Small, black and square might be the way we describe most new smartphones, but Sony manages to find its own unique design within these parameters. The Z1 is squarer than many phones on the market in 2013, and is covered front and back with glossy black glass, which gives the phone a fantastic look and feel -- despite its attraction to greasy fingerprints.

The Z1 is one of the rare phones that looks just as good with the screen turned off as it does with the screen turned on. Without power, the screen is jet-black, without even the slightest hit that an LCD screen is below the glass.

It gets better when you hit the power button and see the 1080p resolution LCD screen in action too. Sony call this a 'Triluminos Display' and with 441-pixels per inch, text and images look razor sharp on the 5-inch screen. Like we saw on the Xperia Z Ultra , the screen on the Z1 isn't particularly bright, though. This means you might have to set the screen to 60% brightness to get the same picture you might get on a competitor's phone at 30%, and this can put extra strain on the battery.

The Samsung Galaxy S4 on the left and the Sony Xperia Z1 on the right.

Side-by-side with the Samsung Galaxy S4 -- one of this year's top sellers -- the screen in the Z1 is whiter, with somewhat truer colours. It lacks some of the contrast in the S4 screen though, so you can lose some of the depth when viewing images.

Sony's button placement the phone is a little unorthodox, with no mechanical navigation keys (it relies on software buttons for Home and Back, etc) while it puts the Power and Volume buttons under your fingers on the right side of the phone. It also has an indentation on the opposite side of the phone for a docking port, but annoyingly, this means that you always have something digging into your fingers, no matter how you hold the phone.

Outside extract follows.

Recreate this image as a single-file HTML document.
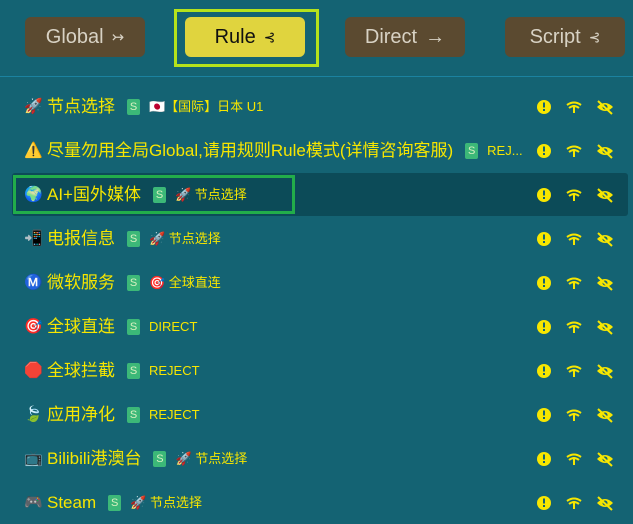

Like Z Ultra, the Z1 is waterproof, with ads for the phone showing people taking photos and videos underwater. To keep the phone safe from liquids, Sony puts tiny flaps over the phone's USB port, SIM card and memory card slots. This makes sense, but it is a pain to have to pick out these flaps every time you want to charge the handset -- something you will likely be doing everyday. Still, for those who have lost a phone to the darkest depths of a public toilet, this might be a small price to pay.

Sony's User Experience

As much as you might pick a phone based on how good the handset looks and feels, the user experience is arguably more important. The way you interact with a phone is more likely to sway your opinion of a device over the long run, than how it looks on your bedside table.

With this in mind, Sony deserve a big tick and a pat on the back. The user experience in the Z1 (and others in Sony's range) stands out among the other Android handsets available. Sony keeps things pretty simple with its home screen software and app drawer, but there are a few interesting usability tweaks on show.

For example, when you go into the app drawer, is laid out like you will find on almost all other Android phones. But if you swipe to the left, rather than the right, you'll discover a list of customisation options that re-order the apps drawer and apply filters to help you find your apps faster.

There is also loads of links to Facebook scattered through out Sony-designed apps, like Album, where there is a one-touch Facebook picture upload, and Walkman, where you can automatically post the music you are listing to to your wall.

Sony's virtual keyboard receives our 'most improved' award, after a big leap forward in usability. Previous keyboard software on Sony smartphones sat somewhere between tedious and appalling, but not so in the Z1.

The keyboard here enjoys a number of enhancements, including 'Gesture Typing' for creating words by swiping across the keys rather than tapping, and 'My Words' which scans your email, Twitter and Facebook to try and lean about the words you are most likely to use.

Bigger, badder 4G (Connectivity)

The smartphone buying world has an insatiable desire for things that go fast -- and then faster. 4G LTE technology has only been widely available for a couple of years, but already we're facing newer, speedier variants of the network advancements.

The Xperia Z1 is one of the first devices we've seen using Category 4 LTE -- the vast majority of current 4G devices are Cat 3. The step up from Cat 3 to Cat 4 is actually a 50% improvement in the potential speed to the device, with the Z1 being capable of download speeds of up to 150Mbps.

In everyday use, it is unlikely you will ever see speeds that match this, though you will feel the speed bump, we think. We saw speed test results of around 90Mbps in Sydney, which is crazy fast when you compare it to fixed line ADSL connections. Matched with the phone's powerful processor, and this makes for some very quick web browsing and media streaming.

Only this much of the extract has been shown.